IN THE FUTURE, all your clothes will become smart. These intelligent clothes will outperform conventional passive garments, thanks to their miniaturized electronic circuits and sensors, which will allow you to seamlessly communicate with your phone, computer, car and other machines. The new smart clothing will make you more productive, check on your health status, and even call for help if you suffer an accident.
There will be no need to wear uncomfortable smartwatches or chest straps to monitor your heart when your comfy shirt can do a better job.
That’s the idea behind “smart clothing” developed by a Rice University lab, which employed its conductive nanotube thread to weave functionality into regular apparel.
Biomolecular engineer Matteo Pasquali reported in the American Chemical Society journal that it sewed nanotube fibres into athletic wear to monitor the heart rate and take a continual electrocardiogram (EKG).
According to the researchers, the fibres are just as conductive as metal wires but washable, comfortable, and far less likely to break when a body is in motion.

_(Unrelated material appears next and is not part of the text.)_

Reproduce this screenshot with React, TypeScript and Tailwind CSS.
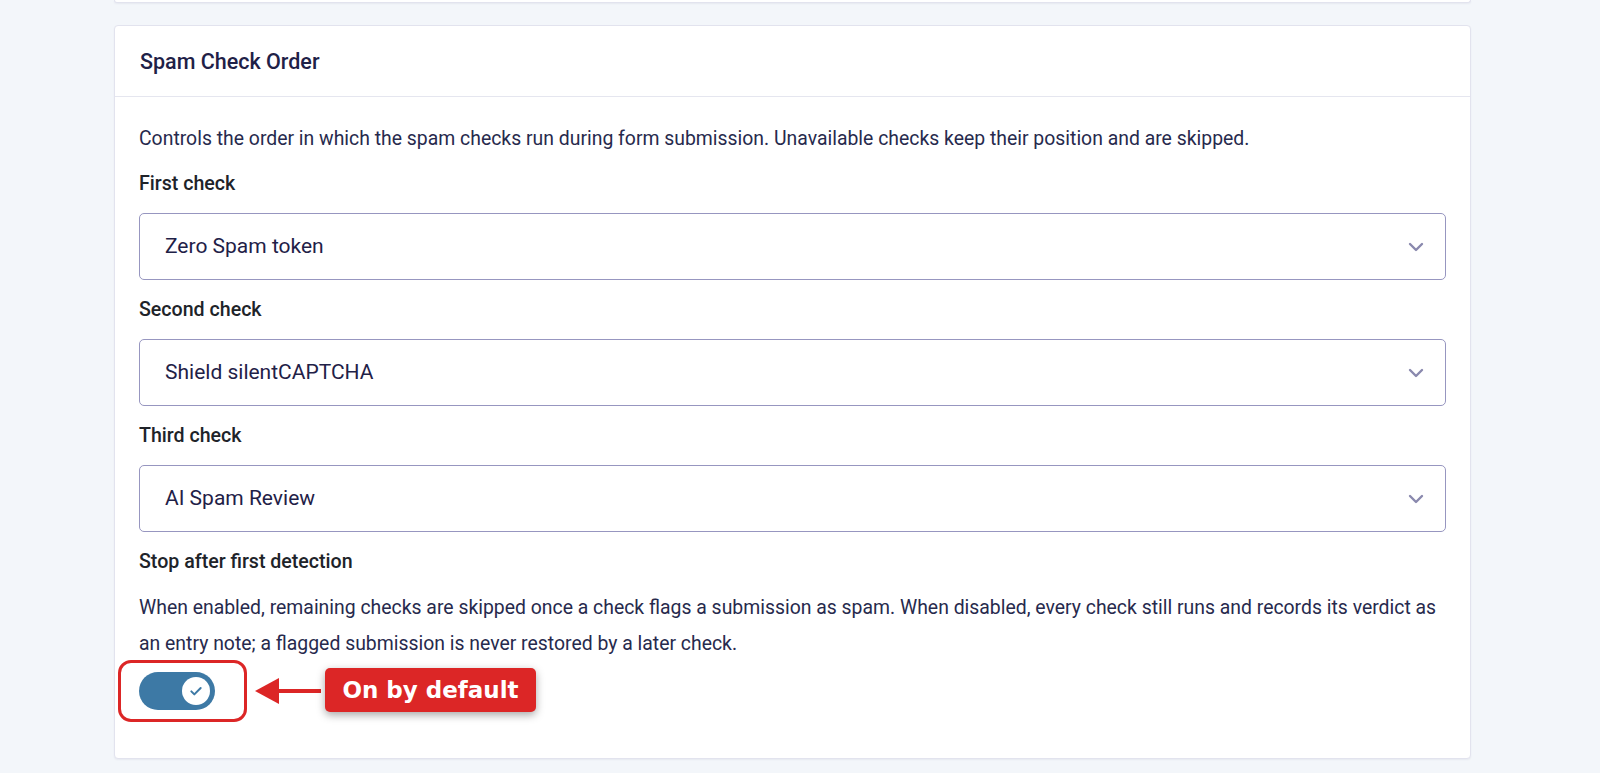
import { ChevronDown } from "lucide-react";

const selects = [
  { label: "First check", value: "Zero Spam token" },
  { label: "Second check", value: "Shield silentCAPTCHA" },
  { label: "Third check", value: "AI Spam Review" },
];

const Select = ({ value }: { value: string }) => {
  return (
    <div className="flex h-[67px] items-center justify-between rounded-[5px] border border-[#9796c0] bg-white pl-[25px] pr-[17px] mb-[18px]">
      <span className="text-[21px] text-[#1f2147]">{value}</span>
      <ChevronDown className="h-[24px] w-[24px] text-[#8a89ae]" strokeWidth={2.4} />
    </div>
  );
};

const App = () => {
  return (
    <div
      className="min-h-screen bg-[#f3f6fa] pb-[15px]"
      style={{ fontFamily: "Roboto, 'Noto Sans', sans-serif" }}
    >
      <div className="ml-[114px] w-[1357px]">
        {/* previous card, scrolled mostly out of view */}
        <div className="h-[3px] rounded-b-[4px] border-x border-b border-[#e2e3ee] bg-white shadow-[0_1px_2px_rgba(40,40,90,0.06)]" />

        <section className="mt-[22px] rounded-[4px] border border-[#e2e3ee] bg-white shadow-[0_1px_2px_rgba(40,40,90,0.06)]">
          <header className="flex h-[71px] items-center border-b border-[#e5e6ef] px-[25px] pt-[3px]">
            <h2 className="text-[21.5px] font-medium text-[#1f2147]">Spam Check Order</h2>
          </header>

          <div className="px-[24px] pt-[24px] pb-[48px]">
            <p className="text-[19.4px] leading-[36px] text-[#272a4d]">
              Controls the order in which the spam checks run during form submission. Unavailable checks keep their position and are skipped.
            </p>

            <div className="mt-[15px]">
              {selects.map((s) => (
                <div key={s.label}>
                  <label className="mb-[17px] block text-[19.6px] font-medium leading-[24px] text-[#202329]">
                    {s.label}
                  </label>
                  <Select value={s.value} />
                </div>
              ))}
            </div>

            <div className="text-[19.6px] font-medium leading-[24px] text-[#202329]">Stop after first detection</div>
            <p className="mt-[16px] text-[19.4px] leading-[36px] text-[#272a4d]">
              When enabled, remaining checks are skipped once a check flags a submission as spam. When disabled, every check still runs and records its verdict as an entry note; a flagged submission is never restored by a later check.
            </p>

            <div className="relative mt-[10px] h-[38px]">
              <button className="flex h-[38px] w-[76px] items-center justify-end rounded-full bg-[#3d79a5] pr-[5px]">
                <span className="flex h-[28px] w-[28px] items-center justify-center rounded-full bg-white">
                  <svg width="16" height="16" viewBox="0 0 24 24" fill="none" stroke="#3d79a5" strokeWidth="3" strokeLinecap="round" strokeLinejoin="round">
                    <path d="M5 12.5l4.5 4.5L19 7.5" />
                  </svg>
                </span>
              </button>

              {/* annotation */}
              <div className="pointer-events-none absolute left-[-21px] top-[-12px] h-[62px] w-[129px] rounded-[13px] border-[3px] border-[#dc2626]" />
              <svg className="absolute left-[116px] top-[4px]" width="66" height="30" viewBox="0 0 66 30">
                <polygon points="0,15 24,2 24,28" fill="#dc2626" />
                <rect x="22" y="13" width="44" height="4" fill="#dc2626" />
              </svg>
              <div
                className="absolute left-[186px] top-[-4px] flex h-[44px] w-[211px] items-center justify-center rounded-[5px] bg-[#dc2626] text-[23px] font-bold text-white shadow-[0_3px_8px_rgba(0,0,0,0.35)]"
                style={{ fontFamily: "'DejaVu Sans', sans-serif" }}
              >
                On by default
              </div>
            </div>
          </div>
        </section>
      </div>
    </div>
  );
};

export default App;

Overall, the shirt they enhanced was better at gathering data than a standard chest-strap monitor taking live measurements during experiments. When matched with commercial medical electrode monitors, the carbon nanotube shirt gave slightly better EKGs.
“The shirt has to be snug against the chest,” said Rice graduate student Lauren Taylor, lead author of the study. “In future studies, we will focus on using denser patches of carbon nanotube threads, so there’s more surface area to contact the skin.”
The researchers noted nanotube fibres are soft and flexible, and clothing that incorporates them is machine washable. The fibres can be machine-sewn into the fabric just like a standard thread. The zigzag stitching pattern allows the material to stretch without breaking them.
The fibres provided not only steady electrical contact with the wearer’s skin but also served as electrodes to connect electronics like Bluetooth transmitters to relay data to a smartphone or link to a Holter monitor stowed in a user’s pocket, Taylor said.
The fibres, each contain tens of billions of nanotubes, have been studied for use as bridges to repair damaged hearts as electrical interfaces with the brain and for automotive and aerospace applications.
At about 22 microns wide, the original nanotube filaments were too thin for a sewing machine to handle. Taylor said a rope-maker was used to create a sewable thread, essentially three bundles of seven filaments each, woven into a size roughly equivalent to a regular line.
“We worked with somebody who sells little machines designed to make ropes for model ships,” said Taylor, who at first tried to weave the thread by hand, with limited success. “He was able to make us a medium-scale device that does the same.”
Taylor said the zigzag pattern could be adjusted to account for how much a shirt or other fabric is likely to stretch. Taylor said the team is working with Dr Mehdi Razavi and his colleagues at the Texas Heart Institute to figure out how to maximize contact with the skin.
Fibres woven into fabric can also be used to embed antennas or LEDs, according to the researchers. Minor modifications to the fibres’ geometry and associated electronics could eventually allow clothing to monitor vital signs, force exertion or respiratory rate.
Taylor noted other potential uses could include human-machine interfaces for automobiles or soft robotics, health monitors and ballistic protection in military uniforms. “We demonstrated with a collaborator a few years ago that carbon nanotube fibres are better at dissipating energy on a per-weight basis than Kevlar, and that was without some of the gains that we’ve had since in tensile strength,” she said.
“We see that, after two decades of development in labs worldwide, this material works in more and more applications,” Pasquali said. “Because of the combination of good contact with the skin, and nanotube threads that are a natural component for wearables.”
He said the wearable market, although relatively small, could be an entry point for a new generation of sustainable materials that can be derived from hydrocarbons via direct splitting. This process also produces clean hydrogen. The development of such materials is a focus of the Carbon Hub.
“We’re in the same situation as solar cells were a few decades ago,” Pasquali said. “We need application leaders that can provide a pull for scaling up production and increasing efficiency.”